Der Dino V6-Motor verhalf sowohl dem 156 Sharknose als auch dem 246 F1 (im Studio abgebildet) zu F1-Titeln
1961 war alles ganz anders. Es war das Jahr des gefeierten Ferrari 156 „Sharknose“, ein Auto, das Ferrari als Antwort auf die steigende Flut britischer (I)Garagistes(I) zurück an die vorderste Front katapultierte. Federführend für seine Entwicklung war Carlo Chiti, ein Ingenieur, der umfassend mit den Vorteilen eines V6 vertraut war. Der Motor nutzte einen 120-Grad-Winkel, was bedeutete, dass er tiefer im Chassis sitzen konnte, was wiederum den Schwerpunkt reduzierte. Die gegenüberliegenden Zylinder in einem V6 teilen sich auch Kurbelzapfen, was bedeutet, dass der Motor leichter und kürzer sein, aber auch eine verbesserte strukturelle Integrität aufweisen kann. Phil Hill, ein komplexer und eher intellektueller Rennfahrer, gewann mit dem 156 die Weltmeisterschaft 1961.

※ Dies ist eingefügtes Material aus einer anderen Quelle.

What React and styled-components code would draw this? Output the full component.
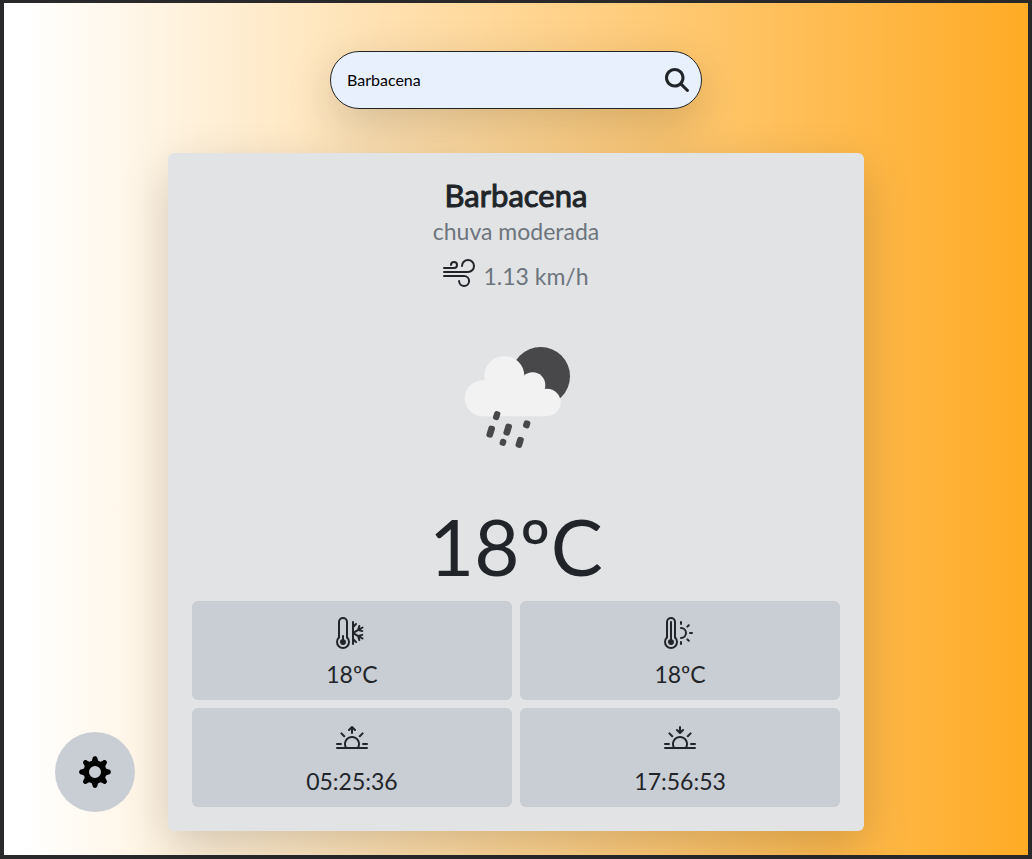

Die Herrschaft des V6 in der F1 der Sechzigerjahre dauerte bis 1963 an, als der Motor durch den V8 ersetzt wurde, der John Surtees 1964 zum WM-Titel verhalf. Da Sportwagenrennen in dieser goldenen Ära noch auf einer Stufe mit der Formel 1 standen, erschienen Versionen des V6 auch in Ferrari-Einhörnern wie dem Dino 196 S aus 1958, dem 246 S aus 1960 und – vielleicht am einprägsamsten – dem elfenhaften 206 SP aus dem Jahr 1965. Kompakt, leicht und wendig, schnitt er bei Bergauffahrten und Veranstaltungen wie der Targa Florio gut ab. Nur 18 Stück wurden hergestellt und sie werden heute sehr verehrt.

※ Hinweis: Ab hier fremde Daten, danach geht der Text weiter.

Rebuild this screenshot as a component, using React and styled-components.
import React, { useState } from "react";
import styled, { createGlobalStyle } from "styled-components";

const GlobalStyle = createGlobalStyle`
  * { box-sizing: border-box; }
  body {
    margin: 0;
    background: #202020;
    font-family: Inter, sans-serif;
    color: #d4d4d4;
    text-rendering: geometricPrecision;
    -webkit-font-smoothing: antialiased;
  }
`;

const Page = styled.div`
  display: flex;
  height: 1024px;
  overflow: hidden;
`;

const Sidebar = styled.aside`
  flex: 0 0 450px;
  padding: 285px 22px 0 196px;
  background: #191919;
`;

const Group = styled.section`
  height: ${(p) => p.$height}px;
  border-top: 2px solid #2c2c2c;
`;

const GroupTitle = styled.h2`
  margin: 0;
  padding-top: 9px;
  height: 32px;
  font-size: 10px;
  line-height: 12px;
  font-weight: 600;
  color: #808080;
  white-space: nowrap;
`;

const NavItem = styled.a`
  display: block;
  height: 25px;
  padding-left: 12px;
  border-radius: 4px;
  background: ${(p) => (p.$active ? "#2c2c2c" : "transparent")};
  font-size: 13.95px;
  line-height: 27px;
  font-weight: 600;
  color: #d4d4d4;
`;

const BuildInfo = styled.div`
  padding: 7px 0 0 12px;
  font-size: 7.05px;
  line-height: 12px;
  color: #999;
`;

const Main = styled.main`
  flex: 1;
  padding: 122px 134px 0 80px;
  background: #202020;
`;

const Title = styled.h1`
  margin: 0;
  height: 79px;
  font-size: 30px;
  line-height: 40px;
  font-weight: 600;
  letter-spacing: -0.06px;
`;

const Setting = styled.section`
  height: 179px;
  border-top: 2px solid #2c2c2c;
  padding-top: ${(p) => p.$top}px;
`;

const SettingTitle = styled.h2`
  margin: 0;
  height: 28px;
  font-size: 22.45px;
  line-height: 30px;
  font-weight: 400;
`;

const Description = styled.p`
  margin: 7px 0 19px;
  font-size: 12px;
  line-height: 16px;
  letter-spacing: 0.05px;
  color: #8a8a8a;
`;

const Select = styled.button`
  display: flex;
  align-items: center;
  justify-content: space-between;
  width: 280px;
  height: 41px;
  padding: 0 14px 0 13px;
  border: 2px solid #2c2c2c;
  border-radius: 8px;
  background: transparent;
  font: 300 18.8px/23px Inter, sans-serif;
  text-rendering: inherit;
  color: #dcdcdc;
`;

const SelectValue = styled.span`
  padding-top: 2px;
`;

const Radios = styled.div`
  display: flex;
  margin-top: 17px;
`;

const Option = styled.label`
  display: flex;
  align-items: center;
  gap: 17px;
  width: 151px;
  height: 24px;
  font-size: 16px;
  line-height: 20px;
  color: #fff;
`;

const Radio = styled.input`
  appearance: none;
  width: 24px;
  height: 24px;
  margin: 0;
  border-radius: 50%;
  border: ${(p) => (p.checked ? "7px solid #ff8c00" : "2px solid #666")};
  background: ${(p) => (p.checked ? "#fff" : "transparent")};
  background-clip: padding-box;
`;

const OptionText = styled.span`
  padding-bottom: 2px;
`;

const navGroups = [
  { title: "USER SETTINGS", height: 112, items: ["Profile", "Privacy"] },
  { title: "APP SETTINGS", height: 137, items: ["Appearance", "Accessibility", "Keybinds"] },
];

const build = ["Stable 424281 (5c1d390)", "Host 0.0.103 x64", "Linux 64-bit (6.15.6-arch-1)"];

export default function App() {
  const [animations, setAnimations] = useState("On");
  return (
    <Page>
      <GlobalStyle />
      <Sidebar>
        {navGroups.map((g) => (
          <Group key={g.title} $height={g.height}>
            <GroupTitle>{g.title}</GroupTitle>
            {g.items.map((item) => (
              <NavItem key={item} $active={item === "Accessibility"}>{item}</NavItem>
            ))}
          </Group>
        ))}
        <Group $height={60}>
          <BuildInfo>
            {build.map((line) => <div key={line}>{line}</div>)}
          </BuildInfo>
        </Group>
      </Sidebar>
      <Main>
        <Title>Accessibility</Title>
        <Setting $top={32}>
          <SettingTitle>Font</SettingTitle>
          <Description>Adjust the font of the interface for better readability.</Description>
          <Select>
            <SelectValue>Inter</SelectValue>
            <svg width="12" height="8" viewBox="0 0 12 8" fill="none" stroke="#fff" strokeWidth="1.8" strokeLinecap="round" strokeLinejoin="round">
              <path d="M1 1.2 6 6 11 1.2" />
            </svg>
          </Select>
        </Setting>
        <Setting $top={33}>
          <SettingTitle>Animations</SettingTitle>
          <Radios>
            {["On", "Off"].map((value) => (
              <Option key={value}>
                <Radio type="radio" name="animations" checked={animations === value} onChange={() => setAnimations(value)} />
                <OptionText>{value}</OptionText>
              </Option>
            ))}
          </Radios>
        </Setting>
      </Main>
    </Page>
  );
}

Der Dino war Ferraris erster straßentauglicher V6 – er trug jedoch kein Ferrari-Emblem
So wie das Dino-Straßenauto, das 1967 seinen Einzug hielt. Enzo Ferrari hatte noch Bedenken hinsichtlich der Eignung der Mittelmotor-Konfiguration in einem Straßenauto, aber eine Reihe von Konzepten des Designpartners Pininfarina half, den Weg zur Produktion zu ebnen. Das so entstandene Auto, das nie eine Ferrari-Plakette trug, ist dennoch einer der wertvollsten Wagen der Marke.

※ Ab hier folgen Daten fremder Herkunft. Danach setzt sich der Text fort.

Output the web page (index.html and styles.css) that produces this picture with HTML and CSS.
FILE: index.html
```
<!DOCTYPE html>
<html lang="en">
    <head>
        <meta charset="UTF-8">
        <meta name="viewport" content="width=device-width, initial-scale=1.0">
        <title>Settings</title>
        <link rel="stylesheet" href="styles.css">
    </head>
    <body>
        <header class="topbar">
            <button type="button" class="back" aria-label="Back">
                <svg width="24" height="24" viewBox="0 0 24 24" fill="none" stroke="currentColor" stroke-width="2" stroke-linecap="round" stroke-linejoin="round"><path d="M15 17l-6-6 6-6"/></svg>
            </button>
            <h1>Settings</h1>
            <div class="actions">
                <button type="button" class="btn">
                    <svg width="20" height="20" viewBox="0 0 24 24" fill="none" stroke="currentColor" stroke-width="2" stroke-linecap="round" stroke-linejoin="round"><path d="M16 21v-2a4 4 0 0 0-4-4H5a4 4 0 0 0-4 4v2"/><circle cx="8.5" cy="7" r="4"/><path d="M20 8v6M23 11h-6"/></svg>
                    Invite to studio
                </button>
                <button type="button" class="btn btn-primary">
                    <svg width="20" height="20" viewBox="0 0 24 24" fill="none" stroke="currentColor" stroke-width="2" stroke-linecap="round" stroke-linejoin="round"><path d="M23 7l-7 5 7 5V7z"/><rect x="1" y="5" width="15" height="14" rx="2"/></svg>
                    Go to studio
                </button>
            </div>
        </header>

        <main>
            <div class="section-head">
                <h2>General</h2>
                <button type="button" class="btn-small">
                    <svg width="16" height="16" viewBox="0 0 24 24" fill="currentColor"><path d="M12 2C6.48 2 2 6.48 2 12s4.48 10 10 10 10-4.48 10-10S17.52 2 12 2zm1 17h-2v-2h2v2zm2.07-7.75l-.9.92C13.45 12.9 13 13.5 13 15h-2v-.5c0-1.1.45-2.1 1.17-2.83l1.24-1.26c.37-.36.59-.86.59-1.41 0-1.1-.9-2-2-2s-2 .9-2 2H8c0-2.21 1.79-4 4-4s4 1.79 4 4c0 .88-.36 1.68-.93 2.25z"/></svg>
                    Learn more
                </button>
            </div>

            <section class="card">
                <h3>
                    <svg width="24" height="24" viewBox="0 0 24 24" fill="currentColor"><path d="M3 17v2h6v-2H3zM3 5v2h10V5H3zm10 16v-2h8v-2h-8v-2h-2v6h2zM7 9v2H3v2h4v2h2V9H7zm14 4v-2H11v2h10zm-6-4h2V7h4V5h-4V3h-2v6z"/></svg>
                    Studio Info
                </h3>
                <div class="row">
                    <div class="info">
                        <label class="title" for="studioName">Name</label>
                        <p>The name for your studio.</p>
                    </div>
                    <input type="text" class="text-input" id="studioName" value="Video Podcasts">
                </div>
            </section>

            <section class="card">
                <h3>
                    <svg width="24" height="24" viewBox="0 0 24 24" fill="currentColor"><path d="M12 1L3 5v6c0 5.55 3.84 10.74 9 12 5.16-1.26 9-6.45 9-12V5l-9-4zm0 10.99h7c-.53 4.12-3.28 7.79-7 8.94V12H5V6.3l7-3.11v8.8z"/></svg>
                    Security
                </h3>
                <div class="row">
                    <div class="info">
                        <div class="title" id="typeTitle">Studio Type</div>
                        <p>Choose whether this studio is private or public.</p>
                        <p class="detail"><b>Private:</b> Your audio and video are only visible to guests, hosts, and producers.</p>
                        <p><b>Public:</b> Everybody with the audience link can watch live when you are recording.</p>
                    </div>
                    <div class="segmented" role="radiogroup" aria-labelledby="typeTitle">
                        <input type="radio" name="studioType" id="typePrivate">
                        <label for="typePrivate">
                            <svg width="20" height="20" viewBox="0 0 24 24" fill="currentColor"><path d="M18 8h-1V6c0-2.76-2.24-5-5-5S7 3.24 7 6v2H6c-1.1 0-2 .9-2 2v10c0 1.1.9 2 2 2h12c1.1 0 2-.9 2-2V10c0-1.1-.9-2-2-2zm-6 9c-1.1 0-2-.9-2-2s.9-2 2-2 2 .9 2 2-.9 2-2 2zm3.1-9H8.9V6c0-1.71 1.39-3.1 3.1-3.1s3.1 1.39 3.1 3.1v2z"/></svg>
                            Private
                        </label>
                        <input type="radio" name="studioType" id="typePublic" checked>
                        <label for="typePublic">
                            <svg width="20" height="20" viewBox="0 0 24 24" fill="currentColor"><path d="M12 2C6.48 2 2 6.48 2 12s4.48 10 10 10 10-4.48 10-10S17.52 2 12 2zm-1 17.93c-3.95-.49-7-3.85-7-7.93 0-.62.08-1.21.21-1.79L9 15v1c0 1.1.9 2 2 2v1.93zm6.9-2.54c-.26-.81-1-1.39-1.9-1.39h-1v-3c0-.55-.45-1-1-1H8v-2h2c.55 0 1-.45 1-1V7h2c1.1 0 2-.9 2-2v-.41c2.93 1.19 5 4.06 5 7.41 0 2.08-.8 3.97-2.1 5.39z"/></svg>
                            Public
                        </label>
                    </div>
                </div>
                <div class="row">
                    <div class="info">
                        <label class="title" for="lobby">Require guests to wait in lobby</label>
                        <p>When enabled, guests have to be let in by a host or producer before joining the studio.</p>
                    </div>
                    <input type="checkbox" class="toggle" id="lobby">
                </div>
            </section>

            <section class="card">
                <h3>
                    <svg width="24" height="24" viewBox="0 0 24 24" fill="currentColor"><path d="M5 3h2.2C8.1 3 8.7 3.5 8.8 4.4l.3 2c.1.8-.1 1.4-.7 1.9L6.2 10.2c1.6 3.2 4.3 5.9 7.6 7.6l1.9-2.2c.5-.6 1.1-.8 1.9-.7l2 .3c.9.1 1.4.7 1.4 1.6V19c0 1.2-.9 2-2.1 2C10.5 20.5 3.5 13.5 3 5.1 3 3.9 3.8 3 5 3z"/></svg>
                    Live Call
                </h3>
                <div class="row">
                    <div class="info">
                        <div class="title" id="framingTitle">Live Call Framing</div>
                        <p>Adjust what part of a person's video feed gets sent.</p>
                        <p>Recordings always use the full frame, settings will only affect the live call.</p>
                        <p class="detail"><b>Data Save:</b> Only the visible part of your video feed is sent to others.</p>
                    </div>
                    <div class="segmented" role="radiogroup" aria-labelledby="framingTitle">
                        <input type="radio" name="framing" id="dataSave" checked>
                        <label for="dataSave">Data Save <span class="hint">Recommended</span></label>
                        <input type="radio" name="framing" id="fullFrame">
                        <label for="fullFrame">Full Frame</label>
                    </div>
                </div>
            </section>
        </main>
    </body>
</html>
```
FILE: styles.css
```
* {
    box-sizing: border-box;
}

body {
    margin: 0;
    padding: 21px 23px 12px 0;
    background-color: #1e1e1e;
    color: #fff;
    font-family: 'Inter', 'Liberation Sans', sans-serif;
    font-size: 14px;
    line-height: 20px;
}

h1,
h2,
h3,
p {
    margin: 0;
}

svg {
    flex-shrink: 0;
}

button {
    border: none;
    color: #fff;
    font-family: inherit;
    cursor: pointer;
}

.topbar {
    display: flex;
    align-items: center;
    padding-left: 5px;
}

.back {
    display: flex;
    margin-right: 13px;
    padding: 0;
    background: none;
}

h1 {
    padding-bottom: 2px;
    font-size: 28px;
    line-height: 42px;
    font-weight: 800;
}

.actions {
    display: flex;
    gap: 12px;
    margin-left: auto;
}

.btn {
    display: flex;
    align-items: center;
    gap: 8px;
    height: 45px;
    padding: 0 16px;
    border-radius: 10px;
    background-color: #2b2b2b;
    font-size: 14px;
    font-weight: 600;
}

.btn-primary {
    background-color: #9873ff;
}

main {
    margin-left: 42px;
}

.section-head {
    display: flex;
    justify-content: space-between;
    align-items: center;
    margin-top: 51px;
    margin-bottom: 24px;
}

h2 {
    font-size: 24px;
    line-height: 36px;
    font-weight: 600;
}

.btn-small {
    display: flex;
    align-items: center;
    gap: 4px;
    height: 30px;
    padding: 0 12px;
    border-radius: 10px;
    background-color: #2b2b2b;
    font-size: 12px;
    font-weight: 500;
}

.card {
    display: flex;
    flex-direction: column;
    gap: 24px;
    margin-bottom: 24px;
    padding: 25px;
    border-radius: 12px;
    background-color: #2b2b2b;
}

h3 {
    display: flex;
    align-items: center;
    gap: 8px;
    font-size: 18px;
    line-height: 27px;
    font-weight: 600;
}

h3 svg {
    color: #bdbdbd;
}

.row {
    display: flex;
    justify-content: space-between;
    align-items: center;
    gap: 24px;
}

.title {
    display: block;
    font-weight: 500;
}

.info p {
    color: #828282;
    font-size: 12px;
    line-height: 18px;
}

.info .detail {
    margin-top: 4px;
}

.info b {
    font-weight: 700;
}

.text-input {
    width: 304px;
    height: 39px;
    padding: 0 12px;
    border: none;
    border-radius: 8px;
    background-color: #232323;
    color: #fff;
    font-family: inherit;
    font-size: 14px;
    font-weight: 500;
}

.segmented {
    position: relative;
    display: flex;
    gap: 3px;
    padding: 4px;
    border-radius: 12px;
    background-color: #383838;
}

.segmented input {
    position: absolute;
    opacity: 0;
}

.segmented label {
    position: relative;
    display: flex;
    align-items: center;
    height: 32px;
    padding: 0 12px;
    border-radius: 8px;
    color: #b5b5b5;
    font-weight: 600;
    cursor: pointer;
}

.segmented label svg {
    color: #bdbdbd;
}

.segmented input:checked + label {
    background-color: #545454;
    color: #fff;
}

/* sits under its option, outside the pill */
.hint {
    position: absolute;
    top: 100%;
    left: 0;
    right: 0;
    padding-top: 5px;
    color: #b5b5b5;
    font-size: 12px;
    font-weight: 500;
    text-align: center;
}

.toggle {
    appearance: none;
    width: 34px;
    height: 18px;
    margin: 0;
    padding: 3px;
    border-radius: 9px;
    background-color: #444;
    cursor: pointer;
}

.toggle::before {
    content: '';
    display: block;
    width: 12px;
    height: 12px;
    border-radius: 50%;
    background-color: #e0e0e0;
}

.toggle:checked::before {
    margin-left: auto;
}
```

Der 206 und später der 246 GT erweisen sich in Design und Charakter als deutlich andere Autos als es auf den ersten Blick scheinen mag, obwohl selbst der größere 2,4-Liter-Motor des letzteren wie ein Rennmotor hochgedreht werden muss, um das Beste aus ihm herauszuholen. Ein zackiger, klangvoller Soundtrack sorgt dafür, dass das keine Schwierigkeiten bereitet. Vom 206 GT wurden nur 150 Exemplare hergestellt, im Vergleich zu über 3500 beim 246, so dass das ältere Auto Seltenheitswert hat, der seinen Preis in die Höhe treibt. Aber beide Inkarnationen liefern ein einzigartiges Sechszylinder-Erlebnis.
Der Le-Mans-Sieger Ferrari 499P, der F80 Supercar und der 296 GTB nutzen alle einen 3,0-Liter-Turbo-Hybrid-V6
Es sollte bis zum 296 GTB aus 2022 gleichzeitig der letzte V6 sein, der in einem Ferrari-Straßenauto auftauchte. Mit seinem 120-Grad-Zylinderwinkel, dem kompakten Elektromotor und der 7,45-kWh-Batterie baut das 3,0-Liter-830-PS-Aggregat des 296 auf dem Know-how auf, das Ferraris F1-Team in der modernen Hybrid- und Turbolader-Ära gesammelt hat. In vielerlei Hinsicht verkörpert er alles, wofür Ferrari steht, eine technische Höchstleistung, die auf 12 Zylinder verzichtet.
Das ist eine Philosophie, die sich im neuesten Ferrari-Hypercar, dem F80, widerspiegelt, dessen sich Motor direkt von dem Aggregat ableitet, das Ferrari zum Sieg der FIA-Langstrecken-Weltmeisterschaft geführt und mehrere Siege bei den 24 Stunden von Le Mans beschert hat. Der Kreis schließt sich: Sieben Jahrzehnte seit dem ersten Ferrari V6 treibt der kompakteste Motor der Baureihe nun das stärkste Ferrari-Straßenauto aller Zeiten an.